Поражение Франции дало ему возможность раскрыться, наполнило новым смыслом его жизнь. Он начал свое Сопротивление немного неуклюже, расклеивая антифашистские листовки на стенах, что, однако, стоило его первым соратникам ареста. Движение, которое он основал, назвав «Освобождением», приобрело определенную значимость лишь после того, как он вступил в контакт со штабами левых и крайне левых политических партий, в ту пору вынужденных молчать. ДʼАстье начал издавать подпольный журнал, тираж и популярность которого беспрестанно росли. Сеть приобрела достаточный размах, чтобы дʼАстье пригласили в Лондон, где он был принят де Голлем, которого называл Символом. Черчилль тоже заинтересовался дʼАстье и в свою очередь назвал его Scarlet Pimpernel. [15]

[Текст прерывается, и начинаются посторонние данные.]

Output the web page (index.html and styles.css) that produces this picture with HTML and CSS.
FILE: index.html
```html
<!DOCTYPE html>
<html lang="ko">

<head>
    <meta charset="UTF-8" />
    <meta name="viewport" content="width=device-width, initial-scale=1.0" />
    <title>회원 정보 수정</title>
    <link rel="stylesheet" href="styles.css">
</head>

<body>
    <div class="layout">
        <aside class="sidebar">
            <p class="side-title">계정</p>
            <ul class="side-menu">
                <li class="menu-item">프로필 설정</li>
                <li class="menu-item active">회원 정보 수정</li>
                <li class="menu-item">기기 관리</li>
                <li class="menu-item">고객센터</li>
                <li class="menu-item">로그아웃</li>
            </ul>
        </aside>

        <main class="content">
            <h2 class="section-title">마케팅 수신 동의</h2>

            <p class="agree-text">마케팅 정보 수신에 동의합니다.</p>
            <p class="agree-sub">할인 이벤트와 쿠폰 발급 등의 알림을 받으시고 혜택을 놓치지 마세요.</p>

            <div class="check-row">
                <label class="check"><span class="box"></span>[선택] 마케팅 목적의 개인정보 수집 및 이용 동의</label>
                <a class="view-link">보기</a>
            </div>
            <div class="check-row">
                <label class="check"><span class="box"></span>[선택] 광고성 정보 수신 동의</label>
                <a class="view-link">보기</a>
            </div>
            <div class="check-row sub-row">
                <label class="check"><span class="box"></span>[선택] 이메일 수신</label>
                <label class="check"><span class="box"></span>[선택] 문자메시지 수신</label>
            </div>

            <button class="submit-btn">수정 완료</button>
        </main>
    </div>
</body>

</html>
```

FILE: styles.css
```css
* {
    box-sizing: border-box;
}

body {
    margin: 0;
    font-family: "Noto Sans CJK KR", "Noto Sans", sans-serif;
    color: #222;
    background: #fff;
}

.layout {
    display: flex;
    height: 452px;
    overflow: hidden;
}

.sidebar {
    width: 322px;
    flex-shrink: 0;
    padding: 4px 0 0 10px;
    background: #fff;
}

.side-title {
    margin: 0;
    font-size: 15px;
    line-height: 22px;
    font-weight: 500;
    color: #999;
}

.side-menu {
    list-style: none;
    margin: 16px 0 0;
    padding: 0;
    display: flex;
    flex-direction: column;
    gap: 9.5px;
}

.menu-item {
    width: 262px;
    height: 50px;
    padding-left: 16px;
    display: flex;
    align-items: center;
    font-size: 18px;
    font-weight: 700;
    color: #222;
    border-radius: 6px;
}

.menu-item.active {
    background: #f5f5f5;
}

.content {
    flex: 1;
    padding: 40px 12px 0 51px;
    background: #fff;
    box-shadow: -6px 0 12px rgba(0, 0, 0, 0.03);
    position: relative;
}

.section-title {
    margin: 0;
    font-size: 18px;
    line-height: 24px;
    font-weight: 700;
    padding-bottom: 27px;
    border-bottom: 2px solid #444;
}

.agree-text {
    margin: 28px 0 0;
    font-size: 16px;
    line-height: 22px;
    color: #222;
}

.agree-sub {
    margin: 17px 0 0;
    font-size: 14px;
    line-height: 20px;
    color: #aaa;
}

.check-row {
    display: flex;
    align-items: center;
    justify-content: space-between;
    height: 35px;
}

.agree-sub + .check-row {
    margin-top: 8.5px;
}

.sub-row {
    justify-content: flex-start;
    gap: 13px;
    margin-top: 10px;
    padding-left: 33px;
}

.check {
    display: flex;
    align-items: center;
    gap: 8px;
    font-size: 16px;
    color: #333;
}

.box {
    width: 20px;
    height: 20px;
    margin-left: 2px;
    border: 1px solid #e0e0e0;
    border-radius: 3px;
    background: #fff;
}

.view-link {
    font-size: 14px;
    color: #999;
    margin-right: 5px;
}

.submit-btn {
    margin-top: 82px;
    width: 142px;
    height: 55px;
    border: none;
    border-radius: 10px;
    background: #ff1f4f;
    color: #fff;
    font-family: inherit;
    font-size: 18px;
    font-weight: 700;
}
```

Сопротивление начало существовать.
Совсем другим был Анри Френе, с которым я встретился тоже в Марселе, хотя обстоятельств той встречи уже не помню. Крепкий, квадратный, коротко остриженный человек плебейской внешности — он был примечателен лишь своими необычайно оттопыренными ушами. Будучи потомственным военным, военным до мозга костей, этот молодой капитан прошел через Военную школу и Центр германских исследований в Страсбурге. Считал себя специалистом по нацистским методам и менталитету. После разгрома Франции в его сердце жило только одно желание: реванша. При вишистах он поступил во Второй отдел, то есть в разведку. Сторонник маршала и участник Сопротивления — его случай не был исключением. Но он считал себя основателем сети и поэтому не признавал ничьих авторитетов, даже де Голля, а стало быть, и Жана Мулена.
Его организация, сменив множество имен, приняла название журнала, который распространяла, — «Борьба» — и стала одной из важных составляющих Сопротивления.

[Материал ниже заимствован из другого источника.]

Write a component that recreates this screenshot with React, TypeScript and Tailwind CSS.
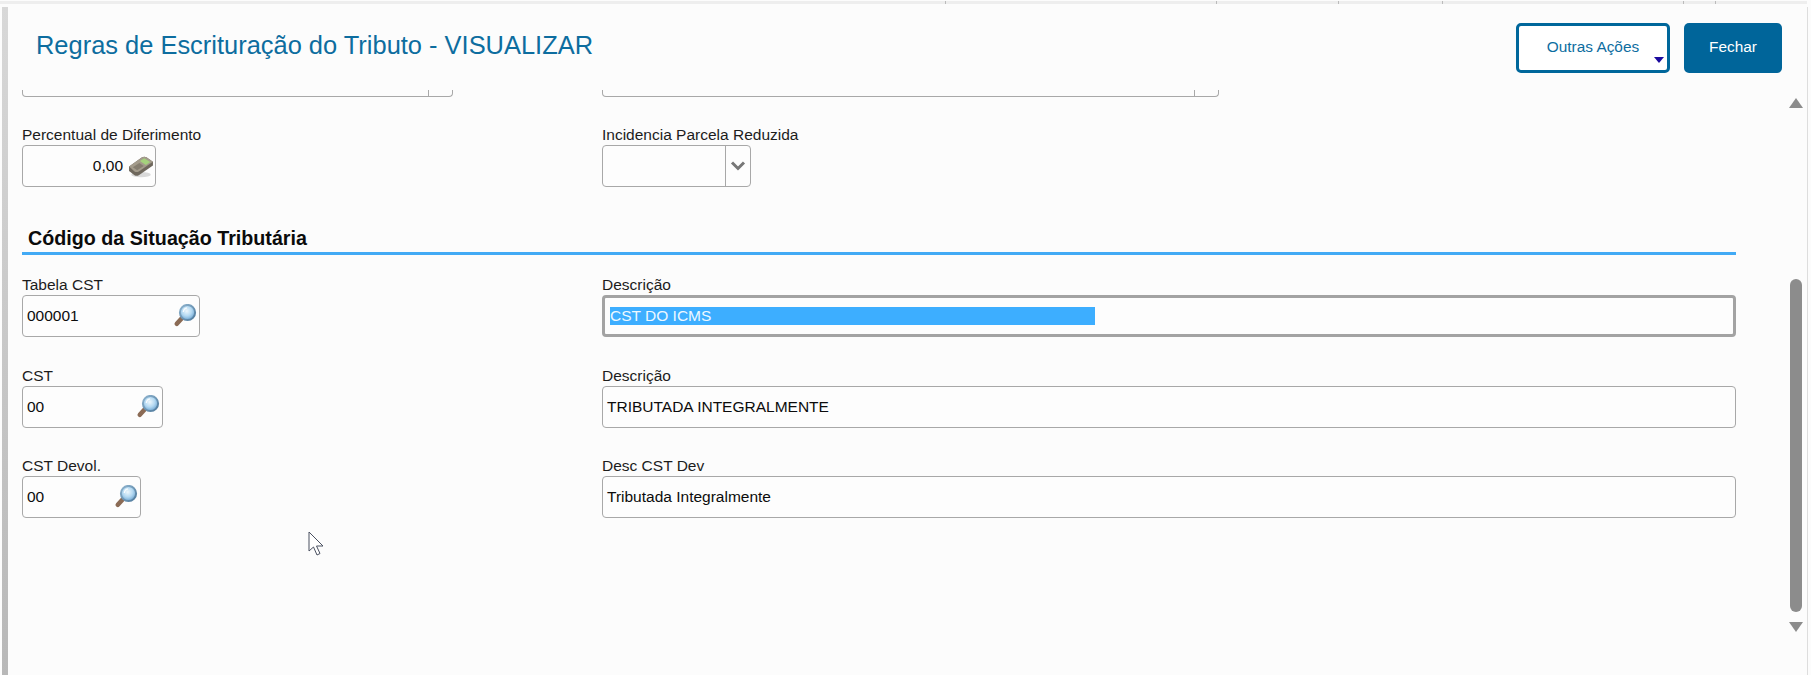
import React from "react";

const font = { fontFamily: '"Liberation Sans", Arial, sans-serif' };

function Magnifier() {
  return (
    <svg width="24" height="24" viewBox="0 0 24 24" className="shrink-0">
      <defs>
        <radialGradient id="lens" cx="45%" cy="40%" r="60%">
          <stop offset="0%" stopColor="#eef7fc" />
          <stop offset="55%" stopColor="#b4d9f2" />
          <stop offset="100%" stopColor="#6fa6d2" />
        </radialGradient>
        <linearGradient id="rim" x1="0" y1="0" x2="1" y2="1">
          <stop offset="0%" stopColor="#8fb4cf" />
          <stop offset="100%" stopColor="#4f7a9c" />
        </linearGradient>
      </defs>
      <path d="M9.5 13.5 L3.8 19.8" stroke="#8b6b55" strokeWidth="4.6" strokeLinecap="round" />
      <circle cx="14.5" cy="8.5" r="7.6" fill="url(#lens)" stroke="url(#rim)" strokeWidth="2" />
      <path d="M10.3 8 A4.6 4.6 0 0 1 14 3.9" stroke="#ffffff" strokeWidth="1.3" fill="none" opacity="0.85" />
    </svg>
  );
}

function Calc() {
  return (
    <svg width="26" height="26" viewBox="0 0 24 24" className="shrink-0">
      <ellipse cx="12" cy="20" rx="9" ry="2.4" fill="#d9d9d9" />
      <path d="M1 12.5 L13 4 Q15 3 17 4 L23 8 L23 11.5 L10 20.5 Q8 21.5 6 20.5 L1 16.5 Z" fill="#6e675c" />
      <path d="M1 12.5 L13 4 Q15 3 17 4 L23 8 L10 17 Q8 18 6 17 Z" fill="#a39b8b" />
      <path d="M11 7.4 L15 4.8 L20.5 8.3 L16.5 11 Z" fill="#a4d27c" />
      <path d="M4.5 13.2 L10.5 9.2 L14.5 12 L8.5 16 Z" fill="#857d6f" />
    </svg>
  );
}

function Field({
  label,
  width,
  children,
  focus,
}: {
  label: string;
  width?: string;
  children?: React.ReactNode;
  focus?: boolean;
}) {
  return (
    <div className="flex flex-col">
      <div className="h-5 text-[15.5px] leading-5 text-[#1c1c1c] whitespace-nowrap">{label}</div>
      <div
        className={`h-[42px] rounded-[4px] flex items-center bg-[#fdfdfd] text-[15.5px] text-[#0c0c0c] ${
          focus ? "border-[3px] border-[#a3a3a3]" : "border border-[#a8a8a8]"
        } ${width ?? "w-full"}`}
      >
        {children}
      </div>
    </div>
  );
}

export default function App() {
  return (
    <div style={font} className="w-[1811px] h-[675px] overflow-hidden bg-[#fcfcfc] flex flex-col">
      <div className="relative mt-[1px] h-[3px] bg-[#eeeeee] shrink-0 w-[1807px]">
        <span className="absolute left-[945px] top-0 h-[3px] w-[1px] bg-[#bbbbbb]" />
        <span className="absolute left-[1216px] top-0 h-[3px] w-[1px] bg-[#bbbbbb]" />
        <span className="absolute left-[1338px] top-0 h-[3px] w-[1px] bg-[#bbbbbb]" />
        <span className="absolute left-[1442px] top-0 h-[3px] w-[1px] bg-[#bbbbbb]" />
        <span className="absolute left-[1683px] top-0 h-[3px] w-[1px] bg-[#bbbbbb]" />
        <span className="absolute left-[1715px] top-0 h-[3px] w-[1px] bg-[#bbbbbb]" />
      </div>
      <div className="flex flex-1 min-h-0">
        <div className="ml-[2px] mt-[3px] w-[6px] shrink-0 bg-gradient-to-b from-[#d8d8d8] to-[#b8b8b8]" />
        <div className="flex-1 min-w-0 flex flex-col">
          {/* header */}
          <div className="h-[86px] shrink-0 flex items-start justify-between pl-[28px] pr-[25px]">
            <h1 className="mt-[23px] text-[25.45px] leading-[36px] text-[#0d6d9f] whitespace-nowrap">
              Regras de Escrituração do Tributo - VISUALIZAR
            </h1>
            <div className="mt-[19px] flex gap-[14px]">
              <button className="relative w-[154px] h-[50px] rounded-[5px] border-[3px] border-[#00679b] bg-white text-[15.4px] text-[#0d6d9f] pb-[2px]">
                Outras Ações
                <span className="absolute right-[3px] bottom-[7px] w-0 h-0 border-l-[5px] border-r-[5px] border-t-[6px] border-l-transparent border-r-transparent border-t-[#1b0a9e]" />
              </button>
              <button className="w-[98px] h-[50px] rounded-[5px] bg-[#00659a] text-[15.4px] text-white pb-[2px]">
                Fechar
              </button>
            </div>
          </div>

          {/* body */}
          <div className="flex-1 min-h-0 flex">
            <div className="w-[1728px] pl-[14px] shrink-0">
              <div className="grid grid-cols-[580px_1134px]">
                <div className="h-[7px] w-[431px] rounded-b-[4px] border border-t-0 border-[#a8a8a8] flex justify-end">
                  <div className="w-[24px] border-l border-[#a8a8a8]" />
                </div>
                <div className="h-[7px] w-[617px] rounded-b-[4px] border border-t-0 border-[#a8a8a8] flex justify-end">
                  <div className="w-[24px] border-l border-[#a8a8a8]" />
                </div>

                <div className="mt-[28px]">
                  <Field label="Percentual de Diferimento" width="w-[134px]">
                    <span className="ml-auto">0,00</span>
                    <span className="ml-[5px] mr-[1px]">
                      <Calc />
                    </span>
                  </Field>
                </div>
                <div className="mt-[28px]">
                  <Field label="Incidencia Parcela Reduzida" width="w-[149px]">
                    <div className="ml-auto h-full w-[25px] border-l border-[#a8a8a8] flex items-center justify-center">
                      <svg width="16" height="12" viewBox="0 0 16 12">
                        <path d="M2 2.5 L8 8.5 L14 2.5" fill="none" stroke="#777777" strokeWidth="3" />
                      </svg>
                    </div>
                  </Field>
                </div>
              </div>

              <div className="mt-[39px] w-[1714px] h-[29px] border-b-[3px] border-[#42aaf5] pl-[6px] text-[19.7px] leading-[24px] font-bold text-[#0b0b0b] whitespace-nowrap">
                Código da Situação Tributária
              </div>

              <div className="mt-[20px] grid grid-cols-[580px_1134px] gap-y-[28.5px]">
                <Field label="Tabela CST" width="w-[178px]">
                  <span className="ml-[4px]">000001</span>
                  <span className="ml-auto mr-[2px]">
                    <Magnifier />
                  </span>
                </Field>
                <Field label="Descrição" focus>
                  <div className="ml-[5px] w-[485px] h-[18px] bg-[#3daeff] text-[#eef8ff] text-[15.5px] leading-[18px]">
                    CST DO ICMS
                  </div>
                </Field>

                <Field label="CST" width="w-[141px]">
                  <span className="ml-[4px]">00</span>
                  <span className="ml-auto mr-[2px]">
                    <Magnifier />
                  </span>
                </Field>
                <Field label="Descrição">
                  <span className="ml-[4px]">TRIBUTADA INTEGRALMENTE</span>
                </Field>

                <Field label="CST Devol." width="w-[119px]">
                  <span className="ml-[4px]">00</span>
                  <span className="ml-auto mr-[2px]">
                    <Magnifier />
                  </span>
                </Field>
                <Field label="Desc CST Dev">
                  <span className="ml-[4px]">Tributada Integralmente</span>
                </Field>
              </div>

              <svg width="18" height="26" viewBox="0 0 18 26" className="ml-[286px] mt-[13px]">
                <path
                  d="M1 1 L1 20 L5.5 16 L9 24 L12 22.5 L8.5 15 L15 15 Z"
                  fill="#ffffff"
                  stroke="#4a5060"
                  strokeWidth="1"
                />
              </svg>
            </div>

            {/* scrollbar */}
            <div className="ml-[53px] mt-[8px] w-[14px] shrink-0 flex flex-col items-center">
              <div className="w-0 h-0 border-l-[7px] border-r-[7px] border-b-[10px] border-l-transparent border-r-transparent border-b-[#8c8c8c]" />
              <div className="mt-[171px] w-[12px] h-[333px] rounded-[6px] bg-[#8c8c8c]" />
              <div className="mt-[10px] w-0 h-0 border-l-[7px] border-r-[7px] border-t-[10px] border-l-transparent border-r-transparent border-t-[#8c8c8c]" />
            </div>
          </div>
        </div>
        <div className="w-[1px] mr-[3px] mt-[3px] bg-[#dddddd] shrink-0" />
      </div>
    </div>
  );
}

Френе, в чьем мужестве сомневаться не приходилось, обладал трудным и себялюбивым характером. Все-то он сам сделал, все придумал, все решил. Из-за имевшихся у него зачатков паранойи он часто оказывался в щекотливых отношениях с реальностью.
Мы много беседовали как о настоящем, так и о будущем; собирались не только освободить Францию, но и переделать мир. Френе даже написал в своих воспоминаниях, что это он вдохновил меня на мое первое произведение: «Письма европейца». Утверждение слегка преувеличенное; но, по крайней мере, он так хорошо усвоил мои идеи, что в конце концов стал считать их своими.